3) Put spreads and ratio hedges

Instead of a single put, you can buy a lower-cost bear put spread (buy a put and sell a lower-strike put) to reduce premium further; or use partial hedges sized to match a fraction of your portfolio’s beta to the index. These reduce cost but also reduce the degree of protection. Advanced traders use combinations to fine-tune cost vs protection.

Key costs and risks to understand

1. Premiums: Buying protection costs money; frequent hedging erodes long-term returns.
2. Time decay (theta): Option values decline as expiry approaches — insurance that expires unused is a pure cost.
3. Implied volatility: When IV is high (before events), protection is expensive; buying then is costly. Conversely, selling protection when IV is high collects premium but carries assignment risk.
4. Execution & lot size: Index options trade in fixed lot sizes (for example Nifty lot sizes), so minimum hedge size is constrained; this affects small portfolios. Also, liquidity in certain strikes/expiries can be thin, increasing slippage. 

How a mutual fund investor should approach hedging (practical checklist)

1. Define the goal and horizon: Is this insurance for a 2-week event (earnings, policy) or protection for several months? Short events favour short-dated puts; longer concerns need longer expiries or rolling hedges.
2. Estimate portfolio beta to the index: Hedge notional should match the portfolio’s market exposure, not its full value. For example, a portfolio with beta 0.8 on Nifty needs less notional hedge than 100% matching.
3. Choose the strike wisely: A near-the-money put gives better protection but costs more; out-of-the-money puts are cheaper but protect less. Collars let you reduce net cost by sacrificing upside.
4. Check implied volatility & event calendar: Avoid buying protection exactly when IV spikes unless you must; if you hedge before major events, expect higher premiums.
5. Size conservatively: Hedging the entire portfolio every time is expensive. Consider hedging a portion (30–70%) depending on risk tolerance.
6. Use liquid expiries & strikes: Prefer monthly expiries and strikes with good open interest to reduce slippage.
7. Track costs & perform cost-benefit review: Keep a simple log: premium paid vs drawdown avoided. Over time decide whether hedging improved risk-adjusted outcomes.

When not to hedge

Hedging is not free or always necessary.
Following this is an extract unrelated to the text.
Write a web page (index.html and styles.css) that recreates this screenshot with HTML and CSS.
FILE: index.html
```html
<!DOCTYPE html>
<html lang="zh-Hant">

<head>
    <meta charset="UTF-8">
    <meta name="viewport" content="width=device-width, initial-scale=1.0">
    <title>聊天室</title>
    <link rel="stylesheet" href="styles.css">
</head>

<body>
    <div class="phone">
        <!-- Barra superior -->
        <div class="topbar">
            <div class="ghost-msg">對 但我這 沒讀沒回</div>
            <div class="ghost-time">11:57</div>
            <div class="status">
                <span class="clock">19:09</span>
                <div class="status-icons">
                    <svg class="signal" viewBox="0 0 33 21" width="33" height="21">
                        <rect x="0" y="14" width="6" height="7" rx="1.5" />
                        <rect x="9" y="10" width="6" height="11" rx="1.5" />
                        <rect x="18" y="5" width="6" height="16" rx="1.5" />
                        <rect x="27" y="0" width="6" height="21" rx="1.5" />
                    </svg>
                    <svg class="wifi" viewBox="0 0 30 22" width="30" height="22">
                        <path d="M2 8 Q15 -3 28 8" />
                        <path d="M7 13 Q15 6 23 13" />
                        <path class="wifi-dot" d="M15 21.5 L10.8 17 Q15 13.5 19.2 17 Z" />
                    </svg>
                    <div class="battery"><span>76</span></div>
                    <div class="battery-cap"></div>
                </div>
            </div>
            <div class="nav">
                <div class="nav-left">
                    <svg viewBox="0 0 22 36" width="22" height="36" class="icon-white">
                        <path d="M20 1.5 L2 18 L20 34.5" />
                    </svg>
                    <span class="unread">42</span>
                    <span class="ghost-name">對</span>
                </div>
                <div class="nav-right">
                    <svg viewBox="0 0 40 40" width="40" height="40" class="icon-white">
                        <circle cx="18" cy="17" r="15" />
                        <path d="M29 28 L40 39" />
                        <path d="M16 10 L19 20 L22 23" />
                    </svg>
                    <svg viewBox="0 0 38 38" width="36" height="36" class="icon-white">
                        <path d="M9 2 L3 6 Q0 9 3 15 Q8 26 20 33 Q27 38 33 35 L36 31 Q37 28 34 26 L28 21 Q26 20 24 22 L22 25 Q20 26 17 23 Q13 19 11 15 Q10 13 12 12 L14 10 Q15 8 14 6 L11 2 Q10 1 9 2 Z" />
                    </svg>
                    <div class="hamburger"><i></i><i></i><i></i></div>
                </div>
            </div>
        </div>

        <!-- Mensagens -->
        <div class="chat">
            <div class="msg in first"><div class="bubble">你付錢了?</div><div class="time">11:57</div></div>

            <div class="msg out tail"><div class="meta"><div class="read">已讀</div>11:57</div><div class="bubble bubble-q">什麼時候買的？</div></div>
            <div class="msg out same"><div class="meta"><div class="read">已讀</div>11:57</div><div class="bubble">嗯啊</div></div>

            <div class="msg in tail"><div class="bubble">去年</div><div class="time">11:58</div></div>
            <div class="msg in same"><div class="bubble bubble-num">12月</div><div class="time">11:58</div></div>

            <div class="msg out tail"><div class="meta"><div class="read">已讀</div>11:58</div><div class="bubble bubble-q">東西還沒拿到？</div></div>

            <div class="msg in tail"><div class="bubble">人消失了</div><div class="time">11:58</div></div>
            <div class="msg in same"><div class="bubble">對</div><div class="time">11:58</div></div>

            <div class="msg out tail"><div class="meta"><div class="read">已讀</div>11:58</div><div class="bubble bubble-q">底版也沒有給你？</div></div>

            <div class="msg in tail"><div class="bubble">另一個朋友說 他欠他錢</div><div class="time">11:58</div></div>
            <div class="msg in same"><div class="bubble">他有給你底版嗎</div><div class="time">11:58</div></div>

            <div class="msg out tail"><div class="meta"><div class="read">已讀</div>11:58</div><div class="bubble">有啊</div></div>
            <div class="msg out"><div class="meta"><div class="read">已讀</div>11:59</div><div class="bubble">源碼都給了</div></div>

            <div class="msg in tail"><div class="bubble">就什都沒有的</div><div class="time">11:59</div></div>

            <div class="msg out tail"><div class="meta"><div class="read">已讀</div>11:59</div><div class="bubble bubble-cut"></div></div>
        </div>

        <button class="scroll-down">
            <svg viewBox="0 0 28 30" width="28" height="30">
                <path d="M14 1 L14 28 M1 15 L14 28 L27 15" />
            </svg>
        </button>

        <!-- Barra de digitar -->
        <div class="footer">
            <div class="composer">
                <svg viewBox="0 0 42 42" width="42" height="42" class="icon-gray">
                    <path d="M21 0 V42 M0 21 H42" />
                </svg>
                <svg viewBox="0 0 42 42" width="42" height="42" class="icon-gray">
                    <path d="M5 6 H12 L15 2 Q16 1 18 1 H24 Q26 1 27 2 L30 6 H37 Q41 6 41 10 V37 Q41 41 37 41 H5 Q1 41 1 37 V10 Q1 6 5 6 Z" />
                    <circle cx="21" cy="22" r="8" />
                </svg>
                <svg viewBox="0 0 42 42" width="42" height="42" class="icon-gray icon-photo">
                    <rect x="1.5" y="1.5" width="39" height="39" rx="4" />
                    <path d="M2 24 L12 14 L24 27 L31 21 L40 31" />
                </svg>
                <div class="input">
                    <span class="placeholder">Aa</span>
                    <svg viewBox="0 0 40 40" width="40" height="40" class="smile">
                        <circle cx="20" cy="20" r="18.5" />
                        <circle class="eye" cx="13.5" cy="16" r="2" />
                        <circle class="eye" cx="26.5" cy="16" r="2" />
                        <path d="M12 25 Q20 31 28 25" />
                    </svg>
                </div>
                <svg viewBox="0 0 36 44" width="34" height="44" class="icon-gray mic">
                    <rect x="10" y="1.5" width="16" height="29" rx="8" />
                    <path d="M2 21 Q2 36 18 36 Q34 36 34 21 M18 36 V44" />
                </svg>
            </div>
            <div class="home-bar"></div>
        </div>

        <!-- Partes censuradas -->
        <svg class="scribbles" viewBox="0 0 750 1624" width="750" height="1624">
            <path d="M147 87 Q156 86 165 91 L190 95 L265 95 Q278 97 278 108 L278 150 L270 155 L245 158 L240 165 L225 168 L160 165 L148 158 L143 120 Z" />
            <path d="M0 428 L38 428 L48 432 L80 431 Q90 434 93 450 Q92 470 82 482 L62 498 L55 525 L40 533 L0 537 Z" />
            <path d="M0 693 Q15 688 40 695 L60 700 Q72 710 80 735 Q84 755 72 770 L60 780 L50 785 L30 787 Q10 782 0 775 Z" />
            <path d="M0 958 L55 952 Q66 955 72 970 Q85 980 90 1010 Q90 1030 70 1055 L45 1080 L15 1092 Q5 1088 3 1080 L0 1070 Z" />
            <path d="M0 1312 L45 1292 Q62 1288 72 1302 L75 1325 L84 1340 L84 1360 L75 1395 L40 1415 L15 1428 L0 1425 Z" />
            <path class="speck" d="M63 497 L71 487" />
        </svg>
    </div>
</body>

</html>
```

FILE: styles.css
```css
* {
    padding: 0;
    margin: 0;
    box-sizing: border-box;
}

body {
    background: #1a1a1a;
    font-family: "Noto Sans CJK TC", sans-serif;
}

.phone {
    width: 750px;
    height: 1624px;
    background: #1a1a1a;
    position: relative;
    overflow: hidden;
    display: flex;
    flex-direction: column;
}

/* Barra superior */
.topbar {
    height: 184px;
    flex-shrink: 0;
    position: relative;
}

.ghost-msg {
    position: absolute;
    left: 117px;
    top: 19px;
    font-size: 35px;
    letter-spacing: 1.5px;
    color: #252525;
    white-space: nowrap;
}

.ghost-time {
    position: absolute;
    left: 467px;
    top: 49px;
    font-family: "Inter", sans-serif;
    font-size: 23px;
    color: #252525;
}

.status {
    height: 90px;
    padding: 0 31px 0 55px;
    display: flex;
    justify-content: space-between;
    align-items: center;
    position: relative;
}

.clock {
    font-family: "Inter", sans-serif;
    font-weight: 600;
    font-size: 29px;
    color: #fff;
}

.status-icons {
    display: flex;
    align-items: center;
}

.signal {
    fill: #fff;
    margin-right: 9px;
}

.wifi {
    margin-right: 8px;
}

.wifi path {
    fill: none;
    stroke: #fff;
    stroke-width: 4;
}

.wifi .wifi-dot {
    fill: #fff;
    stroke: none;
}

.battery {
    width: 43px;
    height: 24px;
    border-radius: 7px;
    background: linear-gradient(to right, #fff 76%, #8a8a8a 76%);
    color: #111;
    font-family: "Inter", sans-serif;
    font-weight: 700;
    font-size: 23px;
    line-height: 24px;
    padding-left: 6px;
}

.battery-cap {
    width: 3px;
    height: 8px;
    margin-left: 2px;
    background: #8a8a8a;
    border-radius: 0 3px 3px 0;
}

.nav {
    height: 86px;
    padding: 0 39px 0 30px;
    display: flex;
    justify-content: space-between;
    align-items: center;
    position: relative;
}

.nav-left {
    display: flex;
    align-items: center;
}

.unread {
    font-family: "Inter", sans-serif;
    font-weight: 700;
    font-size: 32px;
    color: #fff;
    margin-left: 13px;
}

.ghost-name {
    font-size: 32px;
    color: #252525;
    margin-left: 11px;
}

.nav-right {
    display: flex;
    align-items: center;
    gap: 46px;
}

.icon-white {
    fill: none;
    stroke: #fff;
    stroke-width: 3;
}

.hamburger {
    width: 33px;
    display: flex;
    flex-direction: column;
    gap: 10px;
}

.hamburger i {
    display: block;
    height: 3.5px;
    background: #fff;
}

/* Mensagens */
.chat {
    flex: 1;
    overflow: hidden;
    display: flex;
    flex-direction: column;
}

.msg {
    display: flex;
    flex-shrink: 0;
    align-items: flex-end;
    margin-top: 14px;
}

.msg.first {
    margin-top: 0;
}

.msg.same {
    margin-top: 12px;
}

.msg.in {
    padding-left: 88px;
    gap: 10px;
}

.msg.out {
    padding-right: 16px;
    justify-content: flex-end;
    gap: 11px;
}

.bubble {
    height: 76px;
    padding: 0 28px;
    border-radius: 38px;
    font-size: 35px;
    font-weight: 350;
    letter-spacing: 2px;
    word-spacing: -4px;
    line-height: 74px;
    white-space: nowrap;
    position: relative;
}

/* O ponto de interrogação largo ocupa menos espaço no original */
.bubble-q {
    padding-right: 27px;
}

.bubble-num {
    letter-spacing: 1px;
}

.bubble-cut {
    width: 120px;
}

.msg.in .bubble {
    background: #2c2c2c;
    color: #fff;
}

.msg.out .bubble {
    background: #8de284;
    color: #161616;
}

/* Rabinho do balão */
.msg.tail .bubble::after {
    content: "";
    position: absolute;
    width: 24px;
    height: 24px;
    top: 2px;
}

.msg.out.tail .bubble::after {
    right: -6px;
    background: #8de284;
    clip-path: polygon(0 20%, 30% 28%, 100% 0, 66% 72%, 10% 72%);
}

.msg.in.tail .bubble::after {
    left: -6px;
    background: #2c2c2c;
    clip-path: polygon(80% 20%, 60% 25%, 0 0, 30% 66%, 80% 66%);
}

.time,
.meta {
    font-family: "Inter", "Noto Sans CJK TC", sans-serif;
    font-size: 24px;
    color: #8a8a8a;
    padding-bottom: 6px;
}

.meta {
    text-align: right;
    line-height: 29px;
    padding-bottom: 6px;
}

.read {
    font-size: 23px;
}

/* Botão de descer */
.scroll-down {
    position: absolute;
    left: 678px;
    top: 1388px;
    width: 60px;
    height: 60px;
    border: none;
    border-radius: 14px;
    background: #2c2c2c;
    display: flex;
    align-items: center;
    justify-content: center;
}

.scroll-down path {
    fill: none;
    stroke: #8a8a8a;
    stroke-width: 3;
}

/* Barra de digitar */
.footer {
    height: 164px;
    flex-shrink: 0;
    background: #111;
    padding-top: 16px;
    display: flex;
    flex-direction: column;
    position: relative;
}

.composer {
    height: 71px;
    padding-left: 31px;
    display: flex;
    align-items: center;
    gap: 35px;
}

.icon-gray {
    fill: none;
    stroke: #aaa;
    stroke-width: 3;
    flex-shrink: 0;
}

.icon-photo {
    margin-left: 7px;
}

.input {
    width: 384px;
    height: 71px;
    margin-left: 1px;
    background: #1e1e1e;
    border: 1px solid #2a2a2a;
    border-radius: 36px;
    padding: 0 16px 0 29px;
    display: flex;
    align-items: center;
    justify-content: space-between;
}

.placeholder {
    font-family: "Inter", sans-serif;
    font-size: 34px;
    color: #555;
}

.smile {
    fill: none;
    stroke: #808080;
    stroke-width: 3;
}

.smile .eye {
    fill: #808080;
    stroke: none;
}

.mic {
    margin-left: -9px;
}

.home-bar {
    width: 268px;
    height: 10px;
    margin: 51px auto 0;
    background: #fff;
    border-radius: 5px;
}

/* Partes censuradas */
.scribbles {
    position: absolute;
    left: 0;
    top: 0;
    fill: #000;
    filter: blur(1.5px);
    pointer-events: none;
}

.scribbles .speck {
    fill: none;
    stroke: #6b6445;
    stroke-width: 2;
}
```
For long-term, disciplined mutual fund investors, the cost of repeated options insurance can materially reduce compound returns. If your horizon is long and you can tolerate interim volatility, reducing equity allocation or using asset allocation to match risk is often a cheaper, simpler approach than frequent derivatives hedging.

Conclusion

Index options offer powerful, flexible ways to protect mutual-fund portfolios from broad market drawdowns. Protective puts give straightforward insurance; collars reduce cost but cap upside; spreads and partial hedges let you balance cost and protection. Before using options, be clear about your horizon, estimate portfolio beta, size the hedge sensibly, and factor in premiums, implied volatility and Indian exchange/margin rules. For most retail investors, occasional, well-priced hedges around specific risks make sense — while persistent, expensive hedging is often counterproductive. Use hedging as risk management, not as a substitute for a well-constructed, diversified portfolio.